Available data
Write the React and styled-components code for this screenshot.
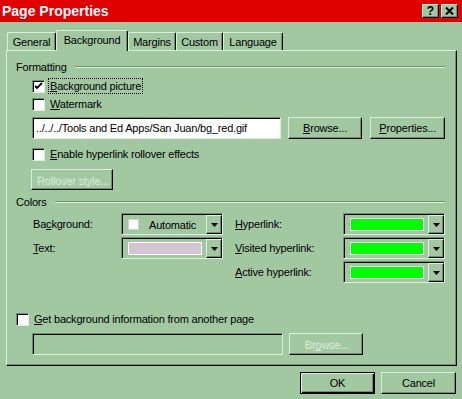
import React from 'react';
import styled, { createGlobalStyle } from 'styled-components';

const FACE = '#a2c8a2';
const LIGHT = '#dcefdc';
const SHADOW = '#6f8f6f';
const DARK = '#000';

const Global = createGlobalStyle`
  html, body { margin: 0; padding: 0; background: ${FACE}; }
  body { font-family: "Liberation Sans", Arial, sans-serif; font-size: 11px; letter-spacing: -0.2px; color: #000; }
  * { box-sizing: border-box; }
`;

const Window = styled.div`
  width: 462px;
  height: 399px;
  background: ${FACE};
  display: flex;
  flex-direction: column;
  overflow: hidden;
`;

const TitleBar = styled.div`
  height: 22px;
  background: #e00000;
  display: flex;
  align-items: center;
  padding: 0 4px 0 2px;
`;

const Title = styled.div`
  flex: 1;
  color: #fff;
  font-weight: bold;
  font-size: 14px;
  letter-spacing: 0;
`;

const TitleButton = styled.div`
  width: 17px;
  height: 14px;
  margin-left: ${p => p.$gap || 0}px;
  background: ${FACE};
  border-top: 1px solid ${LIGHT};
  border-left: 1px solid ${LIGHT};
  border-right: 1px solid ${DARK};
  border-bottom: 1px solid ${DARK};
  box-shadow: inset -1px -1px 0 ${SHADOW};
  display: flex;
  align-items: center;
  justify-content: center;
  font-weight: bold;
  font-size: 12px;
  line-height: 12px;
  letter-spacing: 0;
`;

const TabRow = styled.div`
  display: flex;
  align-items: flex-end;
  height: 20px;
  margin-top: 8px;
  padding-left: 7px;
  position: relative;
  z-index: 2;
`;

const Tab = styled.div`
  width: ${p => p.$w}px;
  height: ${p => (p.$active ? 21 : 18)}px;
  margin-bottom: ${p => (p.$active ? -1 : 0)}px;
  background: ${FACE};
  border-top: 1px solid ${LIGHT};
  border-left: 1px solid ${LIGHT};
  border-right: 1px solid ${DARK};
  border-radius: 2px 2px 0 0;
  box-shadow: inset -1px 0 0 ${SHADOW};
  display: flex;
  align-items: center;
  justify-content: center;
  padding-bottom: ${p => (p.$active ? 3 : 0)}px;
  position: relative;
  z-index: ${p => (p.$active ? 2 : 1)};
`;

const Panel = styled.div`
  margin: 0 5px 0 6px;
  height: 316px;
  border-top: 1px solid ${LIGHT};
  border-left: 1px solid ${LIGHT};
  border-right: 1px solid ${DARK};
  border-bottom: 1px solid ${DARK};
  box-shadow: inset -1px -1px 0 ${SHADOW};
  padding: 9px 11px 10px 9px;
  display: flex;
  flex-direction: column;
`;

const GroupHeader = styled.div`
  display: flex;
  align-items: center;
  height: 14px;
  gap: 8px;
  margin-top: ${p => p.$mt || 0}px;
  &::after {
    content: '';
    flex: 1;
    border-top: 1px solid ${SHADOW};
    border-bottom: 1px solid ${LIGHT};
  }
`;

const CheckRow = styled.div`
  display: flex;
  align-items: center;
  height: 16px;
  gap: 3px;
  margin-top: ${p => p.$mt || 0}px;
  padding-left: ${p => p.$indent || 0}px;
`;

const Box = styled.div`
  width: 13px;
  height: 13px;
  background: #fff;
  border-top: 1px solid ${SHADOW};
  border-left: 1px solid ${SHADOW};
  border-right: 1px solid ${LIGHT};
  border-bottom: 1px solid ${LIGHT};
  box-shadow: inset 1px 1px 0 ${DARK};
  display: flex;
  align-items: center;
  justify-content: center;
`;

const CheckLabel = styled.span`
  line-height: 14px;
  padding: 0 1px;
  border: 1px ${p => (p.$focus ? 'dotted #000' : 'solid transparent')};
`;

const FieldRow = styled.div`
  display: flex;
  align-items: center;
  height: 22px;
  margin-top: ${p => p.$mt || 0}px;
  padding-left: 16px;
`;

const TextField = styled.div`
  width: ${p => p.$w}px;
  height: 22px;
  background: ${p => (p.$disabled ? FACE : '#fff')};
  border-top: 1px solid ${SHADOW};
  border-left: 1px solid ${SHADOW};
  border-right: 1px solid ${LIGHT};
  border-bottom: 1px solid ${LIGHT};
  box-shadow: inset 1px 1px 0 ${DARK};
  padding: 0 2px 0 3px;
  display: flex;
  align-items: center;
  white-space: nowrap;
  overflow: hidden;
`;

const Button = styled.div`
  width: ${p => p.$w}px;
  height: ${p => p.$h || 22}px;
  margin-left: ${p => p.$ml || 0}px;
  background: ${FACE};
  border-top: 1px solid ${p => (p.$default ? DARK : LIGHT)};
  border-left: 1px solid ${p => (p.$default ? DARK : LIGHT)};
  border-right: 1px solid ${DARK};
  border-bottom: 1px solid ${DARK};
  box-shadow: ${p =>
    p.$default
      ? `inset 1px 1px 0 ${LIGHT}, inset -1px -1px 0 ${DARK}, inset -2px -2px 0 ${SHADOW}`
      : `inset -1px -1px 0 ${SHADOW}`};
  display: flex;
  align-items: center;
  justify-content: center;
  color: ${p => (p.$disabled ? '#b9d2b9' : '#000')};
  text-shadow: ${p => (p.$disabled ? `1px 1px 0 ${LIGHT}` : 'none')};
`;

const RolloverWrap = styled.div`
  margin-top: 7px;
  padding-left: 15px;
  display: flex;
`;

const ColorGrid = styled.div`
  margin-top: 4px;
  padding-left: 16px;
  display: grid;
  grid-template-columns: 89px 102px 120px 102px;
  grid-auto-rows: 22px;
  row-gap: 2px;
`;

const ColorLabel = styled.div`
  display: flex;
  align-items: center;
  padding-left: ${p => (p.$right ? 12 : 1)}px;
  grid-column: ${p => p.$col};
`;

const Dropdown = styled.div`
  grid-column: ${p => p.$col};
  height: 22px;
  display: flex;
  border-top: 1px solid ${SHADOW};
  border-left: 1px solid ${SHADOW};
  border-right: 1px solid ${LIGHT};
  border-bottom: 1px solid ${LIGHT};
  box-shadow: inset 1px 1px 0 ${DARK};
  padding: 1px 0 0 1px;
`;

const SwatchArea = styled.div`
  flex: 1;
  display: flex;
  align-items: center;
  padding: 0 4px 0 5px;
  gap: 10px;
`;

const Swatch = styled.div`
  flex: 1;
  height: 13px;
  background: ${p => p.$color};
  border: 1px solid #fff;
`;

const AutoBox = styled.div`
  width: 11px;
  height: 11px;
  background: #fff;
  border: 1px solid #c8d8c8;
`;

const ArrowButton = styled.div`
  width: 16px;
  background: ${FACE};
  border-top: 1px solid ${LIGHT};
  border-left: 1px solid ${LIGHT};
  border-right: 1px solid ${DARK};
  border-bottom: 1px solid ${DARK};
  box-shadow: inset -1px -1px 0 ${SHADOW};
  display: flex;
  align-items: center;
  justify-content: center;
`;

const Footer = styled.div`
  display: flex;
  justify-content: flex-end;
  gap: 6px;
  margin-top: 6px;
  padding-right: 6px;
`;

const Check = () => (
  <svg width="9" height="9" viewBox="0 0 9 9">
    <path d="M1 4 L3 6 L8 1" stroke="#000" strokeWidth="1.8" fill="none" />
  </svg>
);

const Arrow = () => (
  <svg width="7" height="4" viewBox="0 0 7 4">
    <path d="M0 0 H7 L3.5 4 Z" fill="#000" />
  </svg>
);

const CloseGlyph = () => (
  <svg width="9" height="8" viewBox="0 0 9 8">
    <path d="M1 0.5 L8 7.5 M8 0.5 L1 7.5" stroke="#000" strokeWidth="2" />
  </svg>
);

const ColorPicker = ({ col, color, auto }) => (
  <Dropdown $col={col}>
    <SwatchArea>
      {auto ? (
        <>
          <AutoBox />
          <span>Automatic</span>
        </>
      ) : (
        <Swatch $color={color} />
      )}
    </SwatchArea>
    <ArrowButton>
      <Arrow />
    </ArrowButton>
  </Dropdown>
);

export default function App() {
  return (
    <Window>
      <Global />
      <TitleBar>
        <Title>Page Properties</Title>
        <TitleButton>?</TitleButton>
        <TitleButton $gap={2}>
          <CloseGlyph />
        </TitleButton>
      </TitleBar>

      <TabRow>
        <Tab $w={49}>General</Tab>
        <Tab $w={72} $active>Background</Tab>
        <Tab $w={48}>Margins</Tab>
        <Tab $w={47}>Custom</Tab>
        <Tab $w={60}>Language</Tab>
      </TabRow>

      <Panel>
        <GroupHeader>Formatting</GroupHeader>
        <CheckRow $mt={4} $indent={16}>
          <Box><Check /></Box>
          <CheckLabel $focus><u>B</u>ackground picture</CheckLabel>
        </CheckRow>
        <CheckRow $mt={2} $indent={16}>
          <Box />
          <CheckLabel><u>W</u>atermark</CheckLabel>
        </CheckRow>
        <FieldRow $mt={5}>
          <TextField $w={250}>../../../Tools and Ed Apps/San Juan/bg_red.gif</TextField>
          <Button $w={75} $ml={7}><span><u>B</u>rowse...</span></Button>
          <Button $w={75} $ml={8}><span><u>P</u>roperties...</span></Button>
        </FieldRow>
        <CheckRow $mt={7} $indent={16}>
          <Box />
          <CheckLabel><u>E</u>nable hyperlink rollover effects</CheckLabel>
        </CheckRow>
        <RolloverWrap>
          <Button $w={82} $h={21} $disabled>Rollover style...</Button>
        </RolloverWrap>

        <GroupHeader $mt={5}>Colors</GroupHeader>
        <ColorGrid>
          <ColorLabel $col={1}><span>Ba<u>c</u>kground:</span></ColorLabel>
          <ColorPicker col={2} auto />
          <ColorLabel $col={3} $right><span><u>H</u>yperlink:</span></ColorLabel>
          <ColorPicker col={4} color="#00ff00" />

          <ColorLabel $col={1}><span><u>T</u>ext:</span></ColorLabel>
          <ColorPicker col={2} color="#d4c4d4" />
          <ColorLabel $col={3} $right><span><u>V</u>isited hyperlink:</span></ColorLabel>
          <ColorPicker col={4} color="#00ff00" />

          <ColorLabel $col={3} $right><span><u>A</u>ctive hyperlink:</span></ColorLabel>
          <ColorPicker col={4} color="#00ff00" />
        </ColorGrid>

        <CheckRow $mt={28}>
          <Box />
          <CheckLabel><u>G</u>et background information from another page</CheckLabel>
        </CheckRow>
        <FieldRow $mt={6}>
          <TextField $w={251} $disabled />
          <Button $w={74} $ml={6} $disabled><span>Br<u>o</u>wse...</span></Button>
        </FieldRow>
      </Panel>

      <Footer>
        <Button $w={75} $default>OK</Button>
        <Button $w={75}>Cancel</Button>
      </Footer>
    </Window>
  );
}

What you are asked to do
Restate each line from the start of the listing through the line bearing "const DARK = '#000';" word for word. Drop the pictures.

Complete output
Write the React and styled-components code for this screenshot.
import React from 'react';
import styled, { createGlobalStyle } from 'styled-components';

const FACE = '#a2c8a2';
const LIGHT = '#dcefdc';
const SHADOW = '#6f8f6f';
const DARK = '#000';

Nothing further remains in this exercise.